* Exercise details *
Single out each line with the word "styles" and copy it.

# Given information start

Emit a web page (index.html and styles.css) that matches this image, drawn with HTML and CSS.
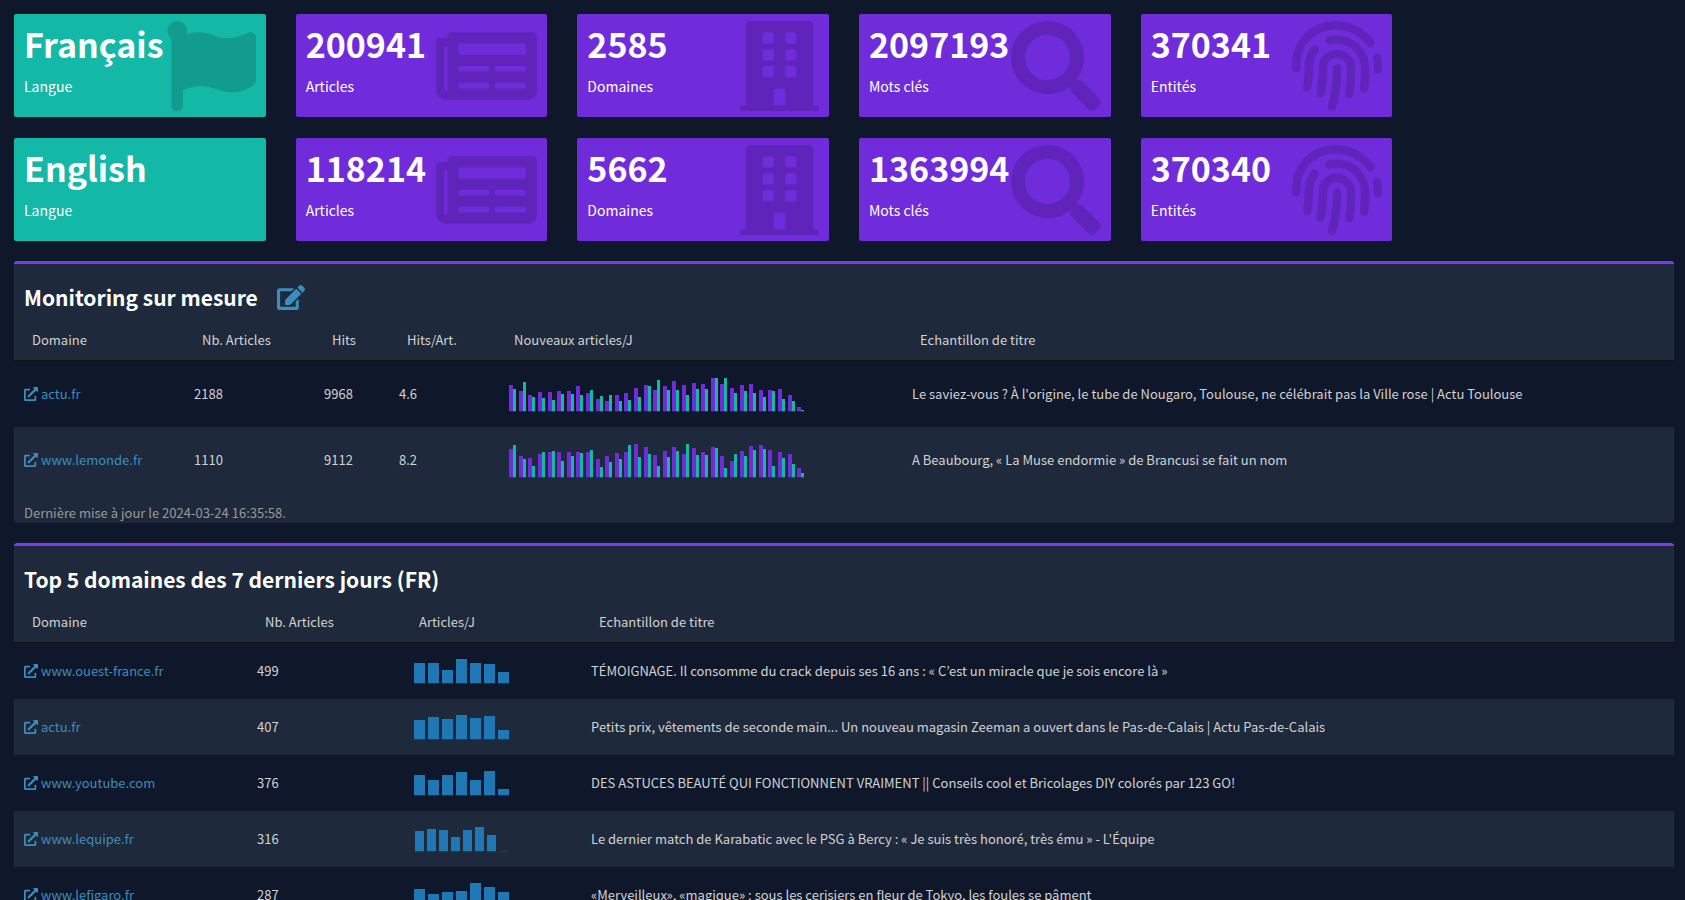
FILE: index.html
```
<!DOCTYPE html>
<html lang="fr">
<head>
<meta charset="utf-8">
<title>Monitoring</title>
<link rel="stylesheet" href="styles.css">
</head>
<body>
<svg class="sprite" aria-hidden="true">
  <symbol id="flag" viewBox="0 0 512 512"><path d="M349.565 98.783C295.978 98.783 251.721 64 184.348 64c-24.955 0-47.309 4.384-68.045 12.013a55.947 55.947 0 0 0 3.586-23.562C118.117 24.015 94.806 1.206 66.338.048 34.345-1.254 8 24.296 8 56c0 19.026 9.497 35.825 24 45.945V488c0 13.255 10.745 24 24 24h16c13.255 0 24-10.745 24-24v-94.4c28.311-12.064 63.582-22.122 114.435-22.122 53.588 0 97.844 34.783 165.217 34.783 48.169 0 86.667-16.294 122.505-40.858C506.84 359.452 512 349.571 512 339.045v-243.1c0-23.393-24.269-38.87-45.485-29.016-34.338 15.948-76.454 31.854-116.95 31.854z"/></symbol>
  <symbol id="news" viewBox="0 0 576 512"><path d="M552 64H88c-13.255 0-24 10.745-24 24v8H24c-13.255 0-24 10.745-24 24v272c0 30.928 25.072 56 56 56h472c26.51 0 48-21.49 48-48V88c0-13.255-10.745-24-24-24zM56 400a8 8 0 0 1-8-8V144h16v248a8 8 0 0 1-8 8zm236-16H140c-6.627 0-12-5.373-12-12v-8c0-6.627 5.373-12 12-12h152c6.627 0 12 5.373 12 12v8c0 6.627-5.373 12-12 12zm208 0H348c-6.627 0-12-5.373-12-12v-8c0-6.627 5.373-12 12-12h152c6.627 0 12 5.373 12 12v8c0 6.627-5.373 12-12 12zm-208-96H140c-6.627 0-12-5.373-12-12v-8c0-6.627 5.373-12 12-12h152c6.627 0 12 5.373 12 12v8c0 6.627-5.373 12-12 12zm208 0H348c-6.627 0-12-5.373-12-12v-8c0-6.627 5.373-12 12-12h152c6.627 0 12 5.373 12 12v8c0 6.627-5.373 12-12 12zm0-96H140c-6.627 0-12-5.373-12-12v-40c0-6.627 5.373-12 12-12h360c6.627 0 12 5.373 12 12v40c0 6.627-5.373 12-12 12z"/></symbol>
  <symbol id="building" viewBox="0 0 448 512"><path d="M436 480h-20V24c0-13.255-10.745-24-24-24H56C42.745 0 32 10.745 32 24v456H12c-6.627 0-12 5.373-12 12v20h448v-20c0-6.627-5.373-12-12-12zM128 76c0-6.627 5.373-12 12-12h40c6.627 0 12 5.373 12 12v40c0 6.627-5.373 12-12 12h-40c-6.627 0-12-5.373-12-12V76zm0 96c0-6.627 5.373-12 12-12h40c6.627 0 12 5.373 12 12v40c0 6.627-5.373 12-12 12h-40c-6.627 0-12-5.373-12-12v-40zm52 148h-40c-6.627 0-12-5.373-12-12v-40c0-6.627 5.373-12 12-12h40c6.627 0 12 5.373 12 12v40c0 6.627-5.373 12-12 12zm76 160h-64v-84c0-6.627 5.373-12 12-12h40c6.627 0 12 5.373 12 12v84zm64-172c0 6.627-5.373 12-12 12h-40c-6.627 0-12-5.373-12-12v-40c0-6.627 5.373-12 12-12h40c6.627 0 12 5.373 12 12v40zm0-96c0 6.627-5.373 12-12 12h-40c-6.627 0-12-5.373-12-12v-40c0-6.627 5.373-12 12-12h40c6.627 0 12 5.373 12 12v40zm0-96c0 6.627-5.373 12-12 12h-40c-6.627 0-12-5.373-12-12V76c0-6.627 5.373-12 12-12h40c6.627 0 12 5.373 12 12v40z"/></symbol>
  <symbol id="search" viewBox="0 0 512 512"><path d="M505 442.700L405.300 343c-4.500-4.500-10.600-7-17-7H372c27.600-35.300 44-79.700 44-128C416 93.100 322.900 0 208 0S0 93.100 0 208s93.100 208 208 208c48.300 0 92.700-16.400 128-44v16.300c0 6.400 2.500 12.500 7 17l99.700 99.700c9.400 9.400 24.600 9.400 33.900 0l28.300-28.300c9.400-9.400 9.400-24.600.1-34zM208 336c-70.700 0-128-57.200-128-128 0-70.700 57.200-128 128-128 70.700 0 128 57.200 128 128 0 70.700-57.200 128-128 128z"/></symbol>
  <symbol id="finger" viewBox="0 0 512 512"><path d="M256.120 245.960c-13.250 0-24 10.740-24 24 1.140 72.250-8.140 141.900-27.700 211.550-2.730 9.720 2.150 30.490 23.120 30.490 10.480 0 20.110-6.920 23.090-17.520 13.530-47.910 31.040-125.410 29.480-224.520.01-13.250-10.730-24-23.990-24zm-.86-81.730C194 164.160 151.250 211.300 152.100 265.320c.75 47.940-3.750 95.910-13.370 142.550-2.690 12.980 5.670 25.690 18.640 28.360 13.050 2.670 25.670-5.660 28.360-18.640 10.340-50.090 15.170-101.580 14.370-153.020-.41-25.950 19.920-52.490 54.450-52.340 31.310.47 57.150 25.340 57.620 55.470.77 48.050-2.810 96.330-10.610 143.550-2.170 13.060 6.690 25.420 19.760 27.580 19.970 3.330 26.810-15.100 27.580-19.770 8.280-50.030 12.060-101.210 11.270-152.110-.88-55.800-47.940-101.880-104.910-102.720zm-110.690-19.780c-10.300-8.340-25.370-6.800-33.760 3.480-25.620 31.500-39.390 71.280-38.750 112 .59 37.580-2.470 75.270-9.110 112.050-2.340 13.050 6.310 25.530 19.360 27.890 20.110 3.500 27.070-14.810 27.890-19.360 7.190-39.840 10.500-80.660 9.860-121.330-.47-29.880 9.200-57.880 28-80.970 8.350-10.280 6.790-25.390-3.490-33.760zm109.470-62.330c-15.410-.41-30.870 1.440-45.780 4.970-12.890 3.060-20.870 15.980-17.830 28.890 3.060 12.890 16 20.830 28.890 17.830 11.050-2.610 22.470-3.770 34-3.690 75.430 1.130 137.730 61.500 138.880 134.580.59 37.880-1.280 76.110-5.580 113.630-1.500 13.170 7.950 25.080 21.110 26.580 16.720 1.950 25.510-11.880 26.580-21.110a929.060 929.060 0 0 0 5.890-119.850c-1.560-98.750-85.070-180.330-186.160-181.830zm252.070 121.450c-2.860-12.920-15.510-21.200-28.610-18.270-12.940 2.860-21.120 15.660-18.260 28.610 4.710 21.410 4.910 37.410 4.700 61.600-.11 13.270 10.550 24.090 23.800 24.200h.2c13.170 0 23.890-10.610 24-23.800.18-22.180.4-44.110-5.830-72.340zm-40.120-90.720C417.290 43.460 337.300 1.290 252.810.020 183.020-.820 118.470 24.910 70.460 72.940 24.090 119.370-.9 181.040.140 246.650l-.12 21.470c-.39 13.250 10.030 24.310 23.280 24.690.23.020.48.020.72.020 12.920 0 23.590-10.300 23.970-23.300l.16-23.640c-.83-52.500 19.160-101.860 56.280-139 38.760-38.800 91.340-59.670 147.680-58.860 69.450 1.030 134.730 35.560 174.620 92.390 7.610 10.860 22.560 13.450 33.420 5.860 10.840-7.620 13.460-22.590 5.840-33.430z"/></symbol>
  <symbol id="edit" viewBox="0 0 576 512"><path d="M402.600 83.200l90.200 90.200c3.800 3.800 3.800 10 0 13.800L274.400 405.600l-92.800 10.300c-12.400 1.400-22.900-9.100-21.500-21.500l10.300-92.800L388.800 83.200c3.800-3.800 10-3.800 13.800 0zm162-22.900l-48.800-48.800c-15.200-15.200-39.900-15.200-55.200 0l-35.400 35.400c-3.800 3.800-3.800 10 0 13.800l90.200 90.200c3.800 3.800 10 3.800 13.800 0l35.400-35.400c15.200-15.300 15.200-40 0-55.200zM384 346.200V448H64V128h229.800c3.200 0 6.200-1.300 8.500-3.500l40-40c7.600-7.600 2.200-20.500-8.500-20.500H48C21.500 64 0 85.500 0 112v352c0 26.500 21.500 48 48 48h352c26.500 0 48-21.500 48-48V306.200c0-10.700-12.900-16-20.500-8.500l-40 40c-2.200 2.300-3.500 5.300-3.500 8.500z"/></symbol>
  <symbol id="ext" viewBox="0 0 512 512"><path d="M432 320H400a16 16 0 0 0-16 16V448H64V128H208a16 16 0 0 0 16-16V80a16 16 0 0 0-16-16H48A48 48 0 0 0 0 112V464a48 48 0 0 0 48 48H400a48 48 0 0 0 48-48V336A16 16 0 0 0 432 320ZM488 0H360c-21.370 0-32.050 25.910-17 41L378.700 76.700 135 320.370a24 24 0 0 0 0 34L157.670 377a24 24 0 0 0 34 0L435.280 133.320 471 169c15 15 41 4.500 41-17V24A24 24 0 0 0 488 0Z"/></symbol>
</svg>

<main class="page">
  <section class="stats" aria-label="Statistiques">
    <div class="stat stat-lang"><strong class="value">Français</strong><span class="label">Langue</span><svg class="icon square"><use href="#flag"/></svg></div>
    <div class="stat"><strong class="value">200941</strong><span class="label">Articles</span><svg class="icon wide"><use href="#news"/></svg></div>
    <div class="stat"><strong class="value">2585</strong><span class="label">Domaines</span><svg class="icon narrow"><use href="#building"/></svg></div>
    <div class="stat"><strong class="value">2097193</strong><span class="label">Mots clés</span><svg class="icon square"><use href="#search"/></svg></div>
    <div class="stat"><strong class="value">370341</strong><span class="label">Entités</span><svg class="icon square"><use href="#finger"/></svg></div>
    <div class="stat stat-lang row-start"><strong class="value">English</strong><span class="label">Langue</span></div>
    <div class="stat"><strong class="value">118214</strong><span class="label">Articles</span><svg class="icon wide"><use href="#news"/></svg></div>
    <div class="stat"><strong class="value">5662</strong><span class="label">Domaines</span><svg class="icon narrow"><use href="#building"/></svg></div>
    <div class="stat"><strong class="value">1363994</strong><span class="label">Mots clés</span><svg class="icon square"><use href="#search"/></svg></div>
    <div class="stat"><strong class="value">370340</strong><span class="label">Entités</span><svg class="icon square"><use href="#finger"/></svg></div>
  </section>

  <section class="panel">
    <header class="panel-head">
      <h2>Monitoring sur mesure</h2>
      <a class="edit" href="#monitoring" aria-label="Modifier"><svg><use href="#edit"/></svg></a>
    </header>
    <table class="grid tall">
      <colgroup><col class="m-domain"><col class="m-articles"><col class="m-hits"><col class="m-ratio"><col class="m-chart"><col></colgroup>
      <thead><tr><th>Domaine</th><th>Nb. Articles</th><th>Hits</th><th>Hits/Art.</th><th>Nouveaux articles/J</th><th>Echantillon de titre</th></tr></thead>
      <tbody>
        <tr><td><a class="link" href="#actu"><svg><use href="#ext"/></svg>actu.fr</a></td><td>2188</td><td>9968</td><td>4.6</td>
          <td><svg class="chart pairs" data-a="26,20,16,19,19,20,20,25,18,12,10,16,18,23,26,21,25,30,26,28,27,33,27,23,26,27,21,21,22,16,4" data-b="22,29,14,13,11,17,17,16,21,15,16,10,11,14,25,31,21,21,16,22,22,33,33,18,20,18,14,20,12,10,1"></svg></td>
          <td>Le saviez-vous ? À l'origine, le tube de Nougaro, Toulouse, ne célébrait pas la Ville rose | Actu Toulouse</td></tr>
        <tr><td><a class="link" href="#lemonde"><svg><use href="#ext"/></svg>www.lemonde.fr</a></td><td>1110</td><td>9112</td><td>8.2</td>
          <td><svg class="chart pairs" data-a="28,21,19,23,25,25,25,25,25,18,21,24,25,33,30,22,26,30,23,29,25,30,21,16,26,31,32,27,25,23,9" data-b="32,18,11,25,26,16,21,24,27,10,15,18,32,20,23,11,20,26,33,22,22,29,9,23,21,27,28,11,19,13,4"></svg></td>
          <td>A Beaubourg, « La Muse endormie » de Brancusi se fait un nom</td></tr>
      </tbody>
    </table>
    <p class="updated">Dernière mise à jour le 2024-03-24 16:35:58.</p>
  </section>

  <section class="panel">
    <header class="panel-head"><h2>Top 5 domaines des 7 derniers jours (FR)</h2></header>
    <table class="grid">
      <colgroup><col class="t-domain"><col class="t-articles"><col class="t-chart"><col></colgroup>
      <thead><tr><th>Domaine</th><th>Nb. Articles</th><th>Articles/J</th><th>Echantillon de titre</th></tr></thead>
      <tbody>
        <tr><td><a class="link" href="#ouest"><svg><use href="#ext"/></svg>www.ouest-france.fr</a></td><td>499</td><td><svg class="chart week" data-a="20,20,13,24,20,19,11"></svg></td><td>TÉMOIGNAGE. Il consomme du crack depuis ses 16 ans : « C’est un miracle que je sois encore là »</td></tr>
        <tr><td><a class="link" href="#actu"><svg><use href="#ext"/></svg>actu.fr</a></td><td>407</td><td><svg class="chart week" data-a="19,22,20,24,21,23,9"></svg></td><td>Petits prix, vêtements de seconde main... Un nouveau magasin Zeeman a ouvert dans le Pas-de-Calais | Actu Pas-de-Calais</td></tr>
        <tr><td><a class="link" href="#youtube"><svg><use href="#ext"/></svg>www.youtube.com</a></td><td>376</td><td><svg class="chart week" data-a="20,15,20,23,15,24,6"></svg></td><td>DES ASTUCES BEAUTÉ QUI FONCTIONNENT VRAIMENT || Conseils cool et Bricolages DIY colorés par 123 GO!</td></tr>
        <tr><td><a class="link" href="#lequipe"><svg><use href="#ext"/></svg>www.lequipe.fr</a></td><td>316</td><td><svg class="chart week" data-a="20,22,21,14,21,24,16,0"></svg></td><td>Le dernier match de Karabatic avec le PSG à Bercy : « Je suis très honoré, très ému » - L'Équipe</td></tr>
        <tr><td><a class="link" href="#lefigaro"><svg><use href="#ext"/></svg>www.lefigaro.fr</a></td><td>287</td><td><svg class="chart week" data-a="18,13,15,16,24,20,15"></svg></td><td>«Merveilleux», «magique» : sous les cerisiers en fleur de Tokyo, les foules se pâment</td></tr>
      </tbody>
    </table>
  </section>
</main>
<script src="charts.js"></script>
</body>
</html>
```
FILE: styles.css
```
* { box-sizing: border-box; }
body {
  margin: 0;
  background: #0f172a;
  color: #d2d2d2;
  font: 13px/20px "Noto Sans CJK KR", "Noto Sans", sans-serif;
}
.sprite { position: absolute; width: 0; height: 0; }
svg { fill: currentColor; }
.page { padding: 14px 11px 0 14px; }
.stats {
  display: grid;
  grid-template-columns: repeat(6, 1fr);
  gap: 21px 30px;
  margin-bottom: 20px;
}
.stat {
  position: relative;
  display: flex;
  flex-direction: column;
  gap: 13px;
  padding: 11px 10px 21px;
  border-radius: 2px;
  background: #702cdb;
  color: #fff;
}
.stat-lang { background: #14b8a6; }
.row-start { grid-column: 1; }
.value { font-size: 34px; line-height: 38px; font-weight: 700; }
.label { font-size: 14px; line-height: 20px; }
.value, .label { position: relative; z-index: 1; }
.icon {
  position: absolute;
  top: 7px;
  right: 10px;
  height: 90px;
  color: rgba(0, 0, 0, 0.15);
}
.square { width: 90px; }
.wide { width: 101px; }
.narrow { width: 79px; }
.panel {
  margin-bottom: 20px;
  border-top: 3px solid #7c3aed;
  border-radius: 3px;
  background: #1e293b;
}
.panel-head {
  display: flex;
  align-items: center;
  gap: 19px;
  padding: 12px 10px 2px;
}
h2 { margin: 0; color: #fff; font-size: 21px; line-height: 42px; font-weight: 700; }
.edit { display: flex; color: #3c8dbc; }
.edit svg { width: 28px; height: 25px; }
.grid { width: 100%; table-layout: fixed; border-collapse: separate; border-spacing: 0; }
.grid th {
  height: 41px;
  padding: 0 18px;
  border-bottom: 1px solid #111;
  font-weight: 400;
  text-align: left;
  white-space: nowrap;
}
.grid td { height: 56px; padding: 0 10px; }
.tall td { height: 66px; }
.grid tbody tr:nth-child(odd) { background: #0f172a; }
.m-domain { width: 170px; }
.m-articles { width: 130px; }
.m-hits { width: 75px; }
.m-ratio { width: 107px; }
.m-chart { width: 406px; }
.t-domain { width: 233px; }
.t-articles { width: 154px; }
.t-chart { width: 180px; }
.link { display: flex; align-items: center; gap: 3px; color: #3c8dbc; text-decoration: none; }
.link svg { width: 14px; height: 14px; }
.chart { display: block; margin-left: 3px; }
.pairs { margin-top: 2px; }
.updated { margin: 0; padding: 10px 10px 0; color: #999; }
```
FILE: charts.js
```
const NS = "http://www.w3.org/2000/svg";

function bar(svg, x, width, height, color, base) {
  const add = (y, h, opacity) => {
    const r = document.createElementNS(NS, "rect");
    r.setAttribute("x", x);
    r.setAttribute("y", y);
    r.setAttribute("width", width);
    r.setAttribute("height", h);
    r.setAttribute("fill", color);
    r.setAttribute("fill-opacity", opacity);
    svg.appendChild(r);
  };
  if (height > 0) add(base - height, height, 1);
  add(base, 1, 0.3);
}

document.querySelectorAll(".chart").forEach((svg) => {
  const a = svg.dataset.a.split(",").map(Number);
  if (svg.dataset.b) {
    const b = svg.dataset.b.split(",").map(Number);
    svg.setAttribute("width", 296);
    svg.setAttribute("height", 34);
    a.forEach((v, i) => {
      const x = Math.floor((i * 48 + 3) / 5);
      bar(svg, x, 4, v, "#702cdb", 33);
      bar(svg, x + 4, 3, b[i], "#14b8a6", 33);
    });
  } else {
    const week = a.length === 7;
    svg.setAttribute("width", 98);
    svg.setAttribute("height", 25);
    a.forEach((v, i) => {
      bar(svg, week ? i * 14 : 1 + i * 12, week ? 11 : 9, v, "#1f77b4", 24);
    });
  }
});
```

# Given information end

* The response *
Emit a web page (index.html and styles.css) that matches this image, drawn with HTML and CSS.
<link rel="stylesheet" href="styles.css">
FILE: styles.css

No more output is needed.